[BEGIN]

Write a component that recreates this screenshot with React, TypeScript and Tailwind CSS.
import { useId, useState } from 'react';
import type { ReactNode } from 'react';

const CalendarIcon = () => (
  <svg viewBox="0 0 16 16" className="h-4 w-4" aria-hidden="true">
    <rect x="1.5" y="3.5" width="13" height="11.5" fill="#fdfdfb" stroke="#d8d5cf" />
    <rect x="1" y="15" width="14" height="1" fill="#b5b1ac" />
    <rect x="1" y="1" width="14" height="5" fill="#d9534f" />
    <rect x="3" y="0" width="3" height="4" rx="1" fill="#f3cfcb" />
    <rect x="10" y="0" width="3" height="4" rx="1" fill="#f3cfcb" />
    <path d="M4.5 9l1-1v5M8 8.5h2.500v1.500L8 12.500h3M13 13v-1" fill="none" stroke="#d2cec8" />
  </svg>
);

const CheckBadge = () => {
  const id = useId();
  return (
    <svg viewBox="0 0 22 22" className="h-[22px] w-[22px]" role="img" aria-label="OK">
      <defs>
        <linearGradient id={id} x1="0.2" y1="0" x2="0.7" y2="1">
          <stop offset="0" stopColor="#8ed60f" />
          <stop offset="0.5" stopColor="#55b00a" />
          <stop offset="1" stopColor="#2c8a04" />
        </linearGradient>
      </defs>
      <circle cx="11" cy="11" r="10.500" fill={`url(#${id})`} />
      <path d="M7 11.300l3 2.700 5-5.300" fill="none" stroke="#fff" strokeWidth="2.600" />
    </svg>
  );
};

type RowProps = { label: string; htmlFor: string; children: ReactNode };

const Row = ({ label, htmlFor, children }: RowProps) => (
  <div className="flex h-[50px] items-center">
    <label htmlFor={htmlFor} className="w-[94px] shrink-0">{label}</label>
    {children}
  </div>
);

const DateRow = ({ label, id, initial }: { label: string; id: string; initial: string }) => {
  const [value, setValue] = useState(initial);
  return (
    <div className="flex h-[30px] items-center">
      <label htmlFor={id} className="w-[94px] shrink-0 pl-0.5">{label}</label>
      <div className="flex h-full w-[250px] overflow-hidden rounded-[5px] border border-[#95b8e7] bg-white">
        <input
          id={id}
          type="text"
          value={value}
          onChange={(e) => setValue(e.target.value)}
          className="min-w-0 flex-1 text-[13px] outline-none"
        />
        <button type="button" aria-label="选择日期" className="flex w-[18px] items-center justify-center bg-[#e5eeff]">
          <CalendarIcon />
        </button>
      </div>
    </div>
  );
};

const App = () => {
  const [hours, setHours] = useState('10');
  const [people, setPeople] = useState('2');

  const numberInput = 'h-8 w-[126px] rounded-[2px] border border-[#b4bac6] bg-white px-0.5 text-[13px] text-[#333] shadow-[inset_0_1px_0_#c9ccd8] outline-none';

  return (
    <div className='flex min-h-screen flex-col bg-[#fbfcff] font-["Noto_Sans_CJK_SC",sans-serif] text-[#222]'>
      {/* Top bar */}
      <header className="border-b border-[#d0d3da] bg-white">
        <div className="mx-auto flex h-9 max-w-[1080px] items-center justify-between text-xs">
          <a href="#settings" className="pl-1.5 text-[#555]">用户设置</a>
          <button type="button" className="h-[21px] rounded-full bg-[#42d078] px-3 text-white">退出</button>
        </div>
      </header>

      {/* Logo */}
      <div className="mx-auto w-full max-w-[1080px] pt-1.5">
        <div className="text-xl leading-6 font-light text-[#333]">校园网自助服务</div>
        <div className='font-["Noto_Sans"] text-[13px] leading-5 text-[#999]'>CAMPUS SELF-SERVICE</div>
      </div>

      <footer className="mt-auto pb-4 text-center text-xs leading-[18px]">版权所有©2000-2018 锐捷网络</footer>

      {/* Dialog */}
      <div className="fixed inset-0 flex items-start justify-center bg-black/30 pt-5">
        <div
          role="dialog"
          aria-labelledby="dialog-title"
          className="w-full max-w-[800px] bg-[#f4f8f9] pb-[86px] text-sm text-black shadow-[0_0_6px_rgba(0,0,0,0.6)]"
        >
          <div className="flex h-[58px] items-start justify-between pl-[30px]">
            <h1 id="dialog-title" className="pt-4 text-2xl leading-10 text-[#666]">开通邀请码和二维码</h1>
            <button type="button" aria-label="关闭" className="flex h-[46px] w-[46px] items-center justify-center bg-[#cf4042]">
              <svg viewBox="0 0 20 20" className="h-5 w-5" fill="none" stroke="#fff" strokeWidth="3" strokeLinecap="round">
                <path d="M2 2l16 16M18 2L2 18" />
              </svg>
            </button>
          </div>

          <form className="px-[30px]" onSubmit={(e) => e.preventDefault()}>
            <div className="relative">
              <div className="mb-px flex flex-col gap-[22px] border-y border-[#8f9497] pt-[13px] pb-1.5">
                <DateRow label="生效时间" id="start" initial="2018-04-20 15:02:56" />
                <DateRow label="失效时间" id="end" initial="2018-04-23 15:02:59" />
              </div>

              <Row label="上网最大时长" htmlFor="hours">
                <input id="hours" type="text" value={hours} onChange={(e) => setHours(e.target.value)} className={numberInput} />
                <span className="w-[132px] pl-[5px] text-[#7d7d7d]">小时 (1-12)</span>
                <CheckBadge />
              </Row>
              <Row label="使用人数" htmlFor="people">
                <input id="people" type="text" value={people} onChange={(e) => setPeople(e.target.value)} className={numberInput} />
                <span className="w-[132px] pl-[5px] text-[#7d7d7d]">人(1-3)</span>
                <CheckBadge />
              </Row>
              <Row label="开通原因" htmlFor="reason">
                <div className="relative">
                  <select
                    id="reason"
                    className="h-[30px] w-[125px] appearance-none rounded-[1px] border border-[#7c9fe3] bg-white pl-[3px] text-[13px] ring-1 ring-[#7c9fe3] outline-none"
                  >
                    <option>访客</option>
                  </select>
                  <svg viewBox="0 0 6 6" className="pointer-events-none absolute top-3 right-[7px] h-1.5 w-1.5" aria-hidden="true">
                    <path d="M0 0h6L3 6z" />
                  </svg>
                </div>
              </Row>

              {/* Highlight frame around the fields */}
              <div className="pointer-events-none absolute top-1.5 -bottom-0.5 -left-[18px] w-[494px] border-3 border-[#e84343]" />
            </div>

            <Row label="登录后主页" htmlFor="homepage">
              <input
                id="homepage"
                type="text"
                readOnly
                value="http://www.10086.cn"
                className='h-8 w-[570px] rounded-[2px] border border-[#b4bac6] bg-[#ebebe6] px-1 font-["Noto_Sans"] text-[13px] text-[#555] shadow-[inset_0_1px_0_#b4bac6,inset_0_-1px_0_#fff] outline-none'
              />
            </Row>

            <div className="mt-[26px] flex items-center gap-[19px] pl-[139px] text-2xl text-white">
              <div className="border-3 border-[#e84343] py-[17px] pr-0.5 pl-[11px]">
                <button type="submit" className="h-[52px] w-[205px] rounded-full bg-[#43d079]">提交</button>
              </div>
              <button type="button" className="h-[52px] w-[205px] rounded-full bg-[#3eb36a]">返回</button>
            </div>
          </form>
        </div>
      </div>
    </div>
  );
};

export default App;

[END]

PROBLEM TO SOLVE: Copy down the material exactly as written.

REPLY:
Write a component that recreates this screenshot with React, TypeScript and Tailwind CSS.
import { useId, useState } from 'react';
import type { ReactNode } from 'react';

const CalendarIcon = () => (
  <svg viewBox="0 0 16 16" className="h-4 w-4" aria-hidden="true">
    <rect x="1.5" y="3.5" width="13" height="11.5" fill="#fdfdfb" stroke="#d8d5cf" />
    <rect x="1" y="15" width="14" height="1" fill="#b5b1ac" />
    <rect x="1" y="1" width="14" height="5" fill="#d9534f" />
    <rect x="3" y="0" width="3" height="4" rx="1" fill="#f3cfcb" />
    <rect x="10" y="0" width="3" height="4" rx="1" fill="#f3cfcb" />
    <path d="M4.5 9l1-1v5M8 8.5h2.500v1.500L8 12.500h3M13 13v-1" fill="none" stroke="#d2cec8" />
  </svg>
);

const CheckBadge = () => {
  const id = useId();
  return (
    <svg viewBox="0 0 22 22" className="h-[22px] w-[22px]" role="img" aria-label="OK">
      <defs>
        <linearGradient id={id} x1="0.2" y1="0" x2="0.7" y2="1">
          <stop offset="0" stopColor="#8ed60f" />
          <stop offset="0.5" stopColor="#55b00a" />
          <stop offset="1" stopColor="#2c8a04" />
        </linearGradient>
      </defs>
      <circle cx="11" cy="11" r="10.500" fill={`url(#${id})`} />
      <path d="M7 11.300l3 2.700 5-5.300" fill="none" stroke="#fff" strokeWidth="2.600" />
    </svg>
  );
};

type RowProps = { label: string; htmlFor: string; children: ReactNode };

const Row = ({ label, htmlFor, children }: RowProps) => (
  <div className="flex h-[50px] items-center">
    <label htmlFor={htmlFor} className="w-[94px] shrink-0">{label}</label>
    {children}
  </div>
);

const DateRow = ({ label, id, initial }: { label: string; id: string; initial: string }) => {
  const [value, setValue] = useState(initial);
  return (
    <div className="flex h-[30px] items-center">
      <label htmlFor={id} className="w-[94px] shrink-0 pl-0.5">{label}</label>
      <div className="flex h-full w-[250px] overflow-hidden rounded-[5px] border border-[#95b8e7] bg-white">
        <input
          id={id}
          type="text"
          value={value}
          onChange={(e) => setValue(e.target.value)}
          className="min-w-0 flex-1 text-[13px] outline-none"
        />
        <button type="button" aria-label="选择日期" className="flex w-[18px] items-center justify-center bg-[#e5eeff]">
          <CalendarIcon />
        </button>
      </div>
    </div>
  );
};

const App = () => {
  const [hours, setHours] = useState('10');
  const [people, setPeople] = useState('2');

  const numberInput = 'h-8 w-[126px] rounded-[2px] border border-[#b4bac6] bg-white px-0.5 text-[13px] text-[#333] shadow-[inset_0_1px_0_#c9ccd8] outline-none';

  return (
    <div className='flex min-h-screen flex-col bg-[#fbfcff] font-["Noto_Sans_CJK_SC",sans-serif] text-[#222]'>
      {/* Top bar */}
      <header className="border-b border-[#d0d3da] bg-white">
        <div className="mx-auto flex h-9 max-w-[1080px] items-center justify-between text-xs">
          <a href="#settings" className="pl-1.5 text-[#555]">用户设置</a>
          <button type="button" className="h-[21px] rounded-full bg-[#42d078] px-3 text-white">退出</button>
        </div>
      </header>

      {/* Logo */}
      <div className="mx-auto w-full max-w-[1080px] pt-1.5">
        <div className="text-xl leading-6 font-light text-[#333]">校园网自助服务</div>
        <div className='font-["Noto_Sans"] text-[13px] leading-5 text-[#999]'>CAMPUS SELF-SERVICE</div>
      </div>

      <footer className="mt-auto pb-4 text-center text-xs leading-[18px]">版权所有©2000-2018 锐捷网络</footer>

      {/* Dialog */}
      <div className="fixed inset-0 flex items-start justify-center bg-black/30 pt-5">
        <div
          role="dialog"
          aria-labelledby="dialog-title"
          className="w-full max-w-[800px] bg-[#f4f8f9] pb-[86px] text-sm text-black shadow-[0_0_6px_rgba(0,0,0,0.6)]"
        >
          <div className="flex h-[58px] items-start justify-between pl-[30px]">
            <h1 id="dialog-title" className="pt-4 text-2xl leading-10 text-[#666]">开通邀请码和二维码</h1>
            <button type="button" aria-label="关闭" className="flex h-[46px] w-[46px] items-center justify-center bg-[#cf4042]">
              <svg viewBox="0 0 20 20" className="h-5 w-5" fill="none" stroke="#fff" strokeWidth="3" strokeLinecap="round">
                <path d="M2 2l16 16M18 2L2 18" />
              </svg>
            </button>
          </div>

          <form className="px-[30px]" onSubmit={(e) => e.preventDefault()}>
            <div className="relative">
              <div className="mb-px flex flex-col gap-[22px] border-y border-[#8f9497] pt-[13px] pb-1.5">
                <DateRow label="生效时间" id="start" initial="2018-04-20 15:02:56" />
                <DateRow label="失效时间" id="end" initial="2018-04-23 15:02:59" />
              </div>

              <Row label="上网最大时长" htmlFor="hours">
                <input id="hours" type="text" value={hours} onChange={(e) => setHours(e.target.value)} className={numberInput} />
                <span className="w-[132px] pl-[5px] text-[#7d7d7d]">小时 (1-12)</span>
                <CheckBadge />
              </Row>
              <Row label="使用人数" htmlFor="people">
                <input id="people" type="text" value={people} onChange={(e) => setPeople(e.target.value)} className={numberInput} />
                <span className="w-[132px] pl-[5px] text-[#7d7d7d]">人(1-3)</span>
                <CheckBadge />
              </Row>
              <Row label="开通原因" htmlFor="reason">
                <div className="relative">
                  <select
                    id="reason"
                    className="h-[30px] w-[125px] appearance-none rounded-[1px] border border-[#7c9fe3] bg-white pl-[3px] text-[13px] ring-1 ring-[#7c9fe3] outline-none"
                  >
                    <option>访客</option>
                  </select>
                  <svg viewBox="0 0 6 6" className="pointer-events-none absolute top-3 right-[7px] h-1.5 w-1.5" aria-hidden="true">
                    <path d="M0 0h6L3 6z" />
                  </svg>
                </div>
              </Row>

              {/* Highlight frame around the fields */}
              <div className="pointer-events-none absolute top-1.5 -bottom-0.5 -left-[18px] w-[494px] border-3 border-[#e84343]" />
            </div>

            <Row label="登录后主页" htmlFor="homepage">
              <input
                id="homepage"
                type="text"
                readOnly
                value="http://www.10086.cn"
                className='h-8 w-[570px] rounded-[2px] border border-[#b4bac6] bg-[#ebebe6] px-1 font-["Noto_Sans"] text-[13px] text-[#555] shadow-[inset_0_1px_0_#b4bac6,inset_0_-1px_0_#fff] outline-none'
              />
            </Row>

            <div className="mt-[26px] flex items-center gap-[19px] pl-[139px] text-2xl text-white">
              <div className="border-3 border-[#e84343] py-[17px] pr-0.5 pl-[11px]">
                <button type="submit" className="h-[52px] w-[205px] rounded-full bg-[#43d079]">提交</button>
              </div>
              <button type="button" className="h-[52px] w-[205px] rounded-full bg-[#3eb36a]">返回</button>
            </div>
          </form>
        </div>
      </div>
    </div>
  );
};

export default App;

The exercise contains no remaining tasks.